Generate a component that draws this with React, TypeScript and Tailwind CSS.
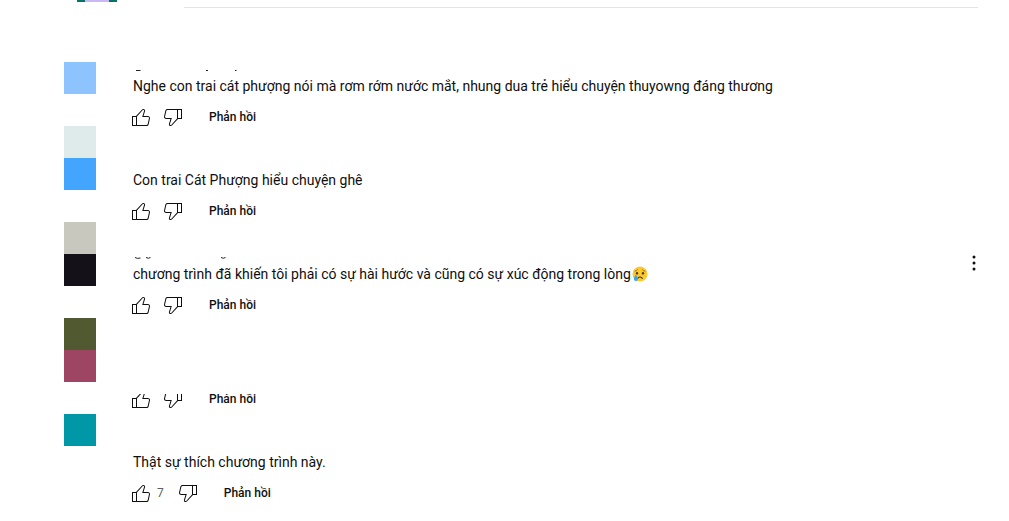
type Comment = {
  id: number;
  text?: string;
  emoji?: boolean;
  likes?: number;
  authorMarks?: string;
  menu?: boolean;
  clipped?: boolean;
};

const swatches = [
  'bg-[#8dc3ff]',
  'bg-white',
  'bg-[#dfebea]',
  'bg-[#44a5ff]',
  'bg-white',
  'bg-[#c9c8bf]',
  'bg-[#141218]',
  'bg-white',
  'bg-[#505930]',
  'bg-[#9e4563]',
  'bg-white',
  'bg-[#0097a7]',
];

const comments: Comment[] = [
  {
    id: 1,
    text: 'Nghe con trai cát phượng nói mà rơm rớm nước mắt, nhung dua trẻ hiểu chuyện thuyowng đáng thương',
    authorMarks: 'M3 8.500h4.500M73 8.500h2M102 8.500h1.500',
  },
  { id: 2, text: 'Con trai Cát Phượng hiểu chuyện ghê' },
  {
    id: 3,
    text: 'chương trình đã khiến tôi phải có sự hài hước và cũng có sự xúc động trong lòng',
    emoji: true,
    authorMarks: 'M2 7.500q2 1.500 5.500 .5M13 7.500q2.500 1.500 4.500 0M88 7.500q2.500 1.500 4.500 0',
    menu: true,
  },
  { id: 4, clipped: true },
  { id: 5, text: 'Thật sự thích chương trình này.', likes: 7 },
];

function LikeIcon() {
  return (
    <svg viewBox="0 0 24 24" className="block w-6 h-6" fill="currentColor" aria-hidden="true">
      <path d="M18.77,11h-4.23l1.52-4.94C16.38,5.03,15.54,4,14.38,4c-0.58,0-1.14,0.24-1.52,0.65L7,11H3v10h4h1h9.43c1.06,0,1.98-0.67,2.19-1.61l1.34-6C21.23,12.15,20.18,11,18.77,11z M7,20H4v-8h3V20z M19.98,13.17l-1.34,6C18.54,19.65,18.03,20,17.43,20H8v-8.61l5.6-6.06C13.79,5.12,14.08,5,14.38,5c0.26,0,0.5,0.11,0.63,0.3c0.07,0.1,0.15,0.26,0.09,0.47l-1.52,4.94L13.18,12h1.35h4.23c0.41,0,0.8,0.17,1.03,0.46C19.92,12.61,20.05,12.86,19.98,13.17z" />
    </svg>
  );
}

function DislikeIcon() {
  return (
    <svg viewBox="0 0 24 24" className="block w-6 h-6" fill="currentColor" aria-hidden="true">
      <path d="M17,4h-1H6.57C5.5,4,4.59,4.67,4.38,5.61l-1.34,6C2.77,12.85,3.82,14,5.23,14h4.23l-1.52,4.94C7.62,19.97,8.46,21,9.62,21c0.58,0,1.14-0.24,1.52-0.65L17,14h4V4H17z M10.4,19.67C10.21,19.88,9.92,20,9.62,20c-0.26,0-0.5-0.11-0.63-0.3c-0.07-0.1-0.15-0.26-0.09-0.47l1.52-4.94l0.4-1.29H9.46H5.23c-0.41,0-0.8-0.17-1.03-0.46c-0.12-0.15-0.25-0.4-0.18-0.72l1.34-6C5.46,5.35,5.97,5,6.57,5H16v8.61L10.4,19.67z M20,13h-3V5h3V13z" />
    </svg>
  );
}

function CryingFace() {
  return (
    <svg viewBox="0 0 16 16" className="inline-block w-4 h-4 ml-px align-text-bottom" role="img" aria-label="Crying face">
      <circle cx="8" cy="8" r="7.5" fill="#fcc92f" />
      <path d="M3 5.2q1.8-.3 2.6-1.5M13 5.2q-1.8-.3-2.6-1.5" fill="none" stroke="#8a5a12" strokeWidth=".8" strokeLinecap="round" />
      <ellipse cx="5" cy="7.3" rx="1.1" ry="1.4" fill="#4b3420" />
      <ellipse cx="11" cy="7.3" rx="1.1" ry="1.4" fill="#4b3420" />
      <path d="M5.7 12.3q2.3-2.6 4.6 0" fill="none" stroke="#4b3420" strokeWidth="1.1" strokeLinecap="round" />
      <path d="M3.8 8.8q2.1 2.6 2 4.1a2 2 0 0 1-4 0q0-1.5 2-4.1z" fill="#36a5f0" />
    </svg>
  );
}

function CommentRow({ comment }: { comment: Comment }) {
  return (
    <li className="flex items-start justify-between h-[94px]">
      <div className="min-w-0">
        {/* Author line, mostly hidden */}
        <div className="h-3.5 pl-1">
          {comment.authorMarks && (
            <svg viewBox="0 0 120 14" className="block w-[120px] h-3.5" aria-hidden="true">
              <path d={comment.authorMarks} fill="none" stroke="#222" strokeWidth="1" />
            </svg>
          )}
        </div>
        <p className="h-5 pl-1 text-sm leading-5 whitespace-nowrap">
          {comment.text}
          {comment.emoji && <CryingFace />}
        </p>

        {/* Actions */}
        <div
          className={
            comment.clipped
              ? 'flex items-end mt-4 h-[17px] overflow-hidden'
              : 'flex items-end mt-[9px] h-6'
          }
        >
          <button type="button" aria-label="Thích">
            <LikeIcon />
          </button>
          {comment.likes && (
            <span className="mx-1 text-xs leading-6 text-[#606060]">{comment.likes}</span>
          )}
          <button type="button" aria-label="Không thích" className="ml-2">
            <DislikeIcon />
          </button>
          <button type="button" className="ml-6 text-xs leading-6 font-medium">
            Phản hồi
          </button>
        </div>
      </div>

      {comment.menu && (
        <button type="button" aria-label="Menu" className="mt-px">
          <svg viewBox="0 0 24 24" className="block w-6 h-6" fill="currentColor" aria-hidden="true">
            <circle cx="12" cy="6" r="1.5" />
            <circle cx="12" cy="12" r="1.5" />
            <circle cx="12" cy="18" r="1.5" />
          </svg>
        </button>
      )}
    </li>
  );
}

export default function App() {
  return (
    <div className="bg-white text-[#0f0f0f] font-[Roboto,sans-serif] overflow-hidden">
      {/* Comment box */}
      <header className="flex items-start h-[62px] pl-[77px] pr-[31px]">
        <div className="flex w-10 h-0.5 bg-[#0b7266]">
          <div className="w-6 h-0.5 mx-auto bg-[#c9b8f5]" />
        </div>
        <div className="flex-1 h-px mt-[7px] ml-[67px] bg-[#e5e5e5]" />
      </header>

      <main className="flex items-start pl-16 pr-[23px]">
        <div className="w-8 shrink-0">
          {swatches.map((color, idx) => (
            <div key={idx} className={`h-8 ${color}`} />
          ))}
        </div>

        <ul className="flex-1 min-w-0 ml-[33px]">
          {comments.map((comment) => (
            <CommentRow key={comment.id} comment={comment} />
          ))}
        </ul>
      </main>
    </div>
  );
}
○ ○ ○ ○ ○ ○ ○
#### Task statement
Take the listing and print it again exactly, but without any pictures.

#### Solution
Generate a component that draws this with React, TypeScript and Tailwind CSS.
type Comment = {
  id: number;
  text?: string;
  emoji?: boolean;
  likes?: number;
  authorMarks?: string;
  menu?: boolean;
  clipped?: boolean;
};

const swatches = [
  'bg-[#8dc3ff]',
  'bg-white',
  'bg-[#dfebea]',
  'bg-[#44a5ff]',
  'bg-white',
  'bg-[#c9c8bf]',
  'bg-[#141218]',
  'bg-white',
  'bg-[#505930]',
  'bg-[#9e4563]',
  'bg-white',
  'bg-[#0097a7]',
];

const comments: Comment[] = [
  {
    id: 1,
    text: 'Nghe con trai cát phượng nói mà rơm rớm nước mắt, nhung dua trẻ hiểu chuyện thuyowng đáng thương',
    authorMarks: 'M3 8.500h4.500M73 8.500h2M102 8.500h1.500',
  },
  { id: 2, text: 'Con trai Cát Phượng hiểu chuyện ghê' },
  {
    id: 3,
    text: 'chương trình đã khiến tôi phải có sự hài hước và cũng có sự xúc động trong lòng',
    emoji: true,
    authorMarks: 'M2 7.500q2 1.500 5.500 .5M13 7.500q2.500 1.500 4.500 0M88 7.500q2.500 1.500 4.500 0',
    menu: true,
  },
  { id: 4, clipped: true },
  { id: 5, text: 'Thật sự thích chương trình này.', likes: 7 },
];

function LikeIcon() {
  return (
    <svg viewBox="0 0 24 24" className="block w-6 h-6" fill="currentColor" aria-hidden="true">
      <path d="M18.77,11h-4.23l1.52-4.94C16.38,5.03,15.54,4,14.38,4c-0.58,0-1.14,0.24-1.52,0.65L7,11H3v10h4h1h9.43c1.06,0,1.98-0.67,2.19-1.61l1.34-6C21.23,12.15,20.18,11,18.77,11z M7,20H4v-8h3V20z M19.98,13.17l-1.34,6C18.54,19.65,18.03,20,17.43,20H8v-8.61l5.6-6.06C13.79,5.12,14.08,5,14.38,5c0.26,0,0.5,0.11,0.63,0.3c0.07,0.1,0.15,0.26,0.09,0.47l-1.52,4.94L13.18,12h1.35h4.23c0.41,0,0.8,0.17,1.03,0.46C19.92,12.61,20.05,12.86,19.98,13.17z" />
    </svg>
  );
}

function DislikeIcon() {
  return (
    <svg viewBox="0 0 24 24" className="block w-6 h-6" fill="currentColor" aria-hidden="true">
      <path d="M17,4h-1H6.57C5.5,4,4.59,4.67,4.38,5.61l-1.34,6C2.77,12.85,3.82,14,5.23,14h4.23l-1.52,4.94C7.62,19.97,8.46,21,9.62,21c0.58,0,1.14-0.24,1.52-0.65L17,14h4V4H17z M10.4,19.67C10.21,19.88,9.92,20,9.62,20c-0.26,0-0.5-0.11-0.63-0.3c-0.07-0.1-0.15-0.26-0.09-0.47l1.52-4.94l0.4-1.29H9.46H5.23c-0.41,0-0.8-0.17-1.03-0.46c-0.12-0.15-0.25-0.4-0.18-0.72l1.34-6C5.46,5.35,5.97,5,6.57,5H16v8.61L10.4,19.67z M20,13h-3V5h3V13z" />
    </svg>
  );
}

function CryingFace() {
  return (
    <svg viewBox="0 0 16 16" className="inline-block w-4 h-4 ml-px align-text-bottom" role="img" aria-label="Crying face">
      <circle cx="8" cy="8" r="7.5" fill="#fcc92f" />
      <path d="M3 5.2q1.8-.3 2.6-1.5M13 5.2q-1.8-.3-2.6-1.5" fill="none" stroke="#8a5a12" strokeWidth=".8" strokeLinecap="round" />
      <ellipse cx="5" cy="7.3" rx="1.1" ry="1.4" fill="#4b3420" />
      <ellipse cx="11" cy="7.3" rx="1.1" ry="1.4" fill="#4b3420" />
      <path d="M5.7 12.3q2.3-2.6 4.6 0" fill="none" stroke="#4b3420" strokeWidth="1.1" strokeLinecap="round" />
      <path d="M3.8 8.8q2.1 2.6 2 4.1a2 2 0 0 1-4 0q0-1.5 2-4.1z" fill="#36a5f0" />
    </svg>
  );
}

function CommentRow({ comment }: { comment: Comment }) {
  return (
    <li className="flex items-start justify-between h-[94px]">
      <div className="min-w-0">
        {/* Author line, mostly hidden */}
        <div className="h-3.5 pl-1">
          {comment.authorMarks && (
            <svg viewBox="0 0 120 14" className="block w-[120px] h-3.5" aria-hidden="true">
              <path d={comment.authorMarks} fill="none" stroke="#222" strokeWidth="1" />
            </svg>
          )}
        </div>
        <p className="h-5 pl-1 text-sm leading-5 whitespace-nowrap">
          {comment.text}
          {comment.emoji && <CryingFace />}
        </p>

        {/* Actions */}
        <div
          className={
            comment.clipped
              ? 'flex items-end mt-4 h-[17px] overflow-hidden'
              : 'flex items-end mt-[9px] h-6'
          }
        >
          <button type="button" aria-label="Thích">
            <LikeIcon />
          </button>
          {comment.likes && (
            <span className="mx-1 text-xs leading-6 text-[#606060]">{comment.likes}</span>
          )}
          <button type="button" aria-label="Không thích" className="ml-2">
            <DislikeIcon />
          </button>
          <button type="button" className="ml-6 text-xs leading-6 font-medium">
            Phản hồi
          </button>
        </div>
      </div>

      {comment.menu && (
        <button type="button" aria-label="Menu" className="mt-px">
          <svg viewBox="0 0 24 24" className="block w-6 h-6" fill="currentColor" aria-hidden="true">
            <circle cx="12" cy="6" r="1.5" />
            <circle cx="12" cy="12" r="1.5" />
            <circle cx="12" cy="18" r="1.5" />
          </svg>
        </button>
      )}
    </li>
  );
}

export default function App() {
  return (
    <div className="bg-white text-[#0f0f0f] font-[Roboto,sans-serif] overflow-hidden">
      {/* Comment box */}
      <header className="flex items-start h-[62px] pl-[77px] pr-[31px]">
        <div className="flex w-10 h-0.5 bg-[#0b7266]">
          <div className="w-6 h-0.5 mx-auto bg-[#c9b8f5]" />
        </div>
        <div className="flex-1 h-px mt-[7px] ml-[67px] bg-[#e5e5e5]" />
      </header>

      <main className="flex items-start pl-16 pr-[23px]">
        <div className="w-8 shrink-0">
          {swatches.map((color, idx) => (
            <div key={idx} className={`h-8 ${color}`} />
          ))}
        </div>

        <ul className="flex-1 min-w-0 ml-[33px]">
          {comments.map((comment) => (
            <CommentRow key={comment.id} comment={comment} />
          ))}
        </ul>
      </main>
    </div>
  );
}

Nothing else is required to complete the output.